Bildad's First Speech - Job 8
(Note: We will give an example here of our and Ewald's computation of the strophes. "In the speech of Bildad, ch. 8," says Ewald, Jahrb. ix. 35, "the first part may go to Job 8:10, and be divided into three strophes of three lines each." This is right; but that the three strophes consist of three lines, i.e., according to Ewald's use of the word, three (Masoretic) verses, is accidental. There are three strophes, of which the first consists of six lines = stichs, the second of seven, the third again of six. "Just so them," Ewald proceeds, "the second part, Job 8:11-19, is easily broken up into like three strophes," viz., Job 8:11-13, Job 8:14-16, Job 8:17-19. But strophes must first of all be known as being groups of stichs forming a complete sense (Sinngruppen).
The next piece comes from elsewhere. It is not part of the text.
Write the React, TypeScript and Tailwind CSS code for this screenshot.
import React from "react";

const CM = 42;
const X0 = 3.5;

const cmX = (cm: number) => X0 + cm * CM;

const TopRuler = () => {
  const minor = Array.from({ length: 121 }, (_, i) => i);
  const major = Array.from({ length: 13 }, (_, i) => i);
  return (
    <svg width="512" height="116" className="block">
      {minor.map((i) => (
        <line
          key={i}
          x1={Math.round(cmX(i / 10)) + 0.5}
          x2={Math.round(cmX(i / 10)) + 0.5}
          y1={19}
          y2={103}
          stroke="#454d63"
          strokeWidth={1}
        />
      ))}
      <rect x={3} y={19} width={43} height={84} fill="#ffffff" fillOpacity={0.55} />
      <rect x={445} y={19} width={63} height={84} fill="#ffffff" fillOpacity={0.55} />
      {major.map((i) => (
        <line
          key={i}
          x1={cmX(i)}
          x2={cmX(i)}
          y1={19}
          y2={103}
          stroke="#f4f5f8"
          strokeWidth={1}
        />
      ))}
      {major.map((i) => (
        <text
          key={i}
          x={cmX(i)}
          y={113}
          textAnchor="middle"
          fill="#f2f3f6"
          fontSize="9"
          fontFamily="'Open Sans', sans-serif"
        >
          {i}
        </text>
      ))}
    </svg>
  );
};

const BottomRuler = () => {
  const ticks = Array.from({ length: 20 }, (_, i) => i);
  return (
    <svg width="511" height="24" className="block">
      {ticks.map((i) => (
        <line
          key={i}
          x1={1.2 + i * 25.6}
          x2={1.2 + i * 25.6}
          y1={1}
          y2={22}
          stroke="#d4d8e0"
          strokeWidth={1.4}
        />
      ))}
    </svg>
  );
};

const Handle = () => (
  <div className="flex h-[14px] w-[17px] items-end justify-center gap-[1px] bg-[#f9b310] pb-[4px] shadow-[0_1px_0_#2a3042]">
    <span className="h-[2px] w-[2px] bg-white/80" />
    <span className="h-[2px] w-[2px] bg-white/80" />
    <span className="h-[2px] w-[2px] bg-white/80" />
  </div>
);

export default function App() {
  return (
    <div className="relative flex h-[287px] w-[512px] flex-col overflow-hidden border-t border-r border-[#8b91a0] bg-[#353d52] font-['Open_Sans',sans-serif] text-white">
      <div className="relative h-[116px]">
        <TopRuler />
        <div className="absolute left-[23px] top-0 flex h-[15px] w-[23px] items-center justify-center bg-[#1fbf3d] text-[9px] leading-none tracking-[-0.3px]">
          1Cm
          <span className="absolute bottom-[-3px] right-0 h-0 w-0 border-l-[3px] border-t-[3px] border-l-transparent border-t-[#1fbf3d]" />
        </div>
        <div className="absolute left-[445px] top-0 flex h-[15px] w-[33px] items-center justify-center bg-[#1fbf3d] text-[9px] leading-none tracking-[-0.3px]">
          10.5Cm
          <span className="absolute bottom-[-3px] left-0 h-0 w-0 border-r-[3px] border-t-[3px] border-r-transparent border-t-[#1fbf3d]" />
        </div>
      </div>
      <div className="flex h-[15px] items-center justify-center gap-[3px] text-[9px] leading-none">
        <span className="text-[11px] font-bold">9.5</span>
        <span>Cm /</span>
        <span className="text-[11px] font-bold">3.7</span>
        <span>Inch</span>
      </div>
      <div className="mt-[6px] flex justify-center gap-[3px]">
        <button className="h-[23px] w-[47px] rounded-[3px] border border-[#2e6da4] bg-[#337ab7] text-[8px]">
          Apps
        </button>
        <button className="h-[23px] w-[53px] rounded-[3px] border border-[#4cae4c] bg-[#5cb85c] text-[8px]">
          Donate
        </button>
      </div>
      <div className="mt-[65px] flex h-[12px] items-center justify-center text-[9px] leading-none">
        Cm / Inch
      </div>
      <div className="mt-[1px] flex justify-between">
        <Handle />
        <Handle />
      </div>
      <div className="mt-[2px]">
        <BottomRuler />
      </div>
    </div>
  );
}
They are, according to their idea, groups of measured compass, as members of a symmetrical whole. Can we, however, take Job 8:14-16 together as such a complete group? In his edition of Job of 1854, Ewald places a semicolon after Job 8:16; and rightly, for Job 8:16-19 belong inseparably together. Taking them thus, we have in the second part of the speech three groups. In the first, Job 8:11-15, the godless are likened to the reed; and his house in prosperity to a spider's web, since its perishableness, symbolized by the reed, is proved (אשׁר, Job 8:14). In the second, Job 8:16-19, follows the figure of the climbing plant which Job 8:19 (יצמחוּ) seems to indicate. In the third, Job 8:20-22, the figure is given up, and the strophe is entirely epimythionic. Of these three groups, the first consists of ten, the second of eight, and the third of six lines = stichs. The schema is therefore as we have given it above: 6. 7. 6. 10. 8. 6. We are only justified in calling these groups strophes by the predominance of the hexastich, which occurs at the beginning, middle, and close of the speech.)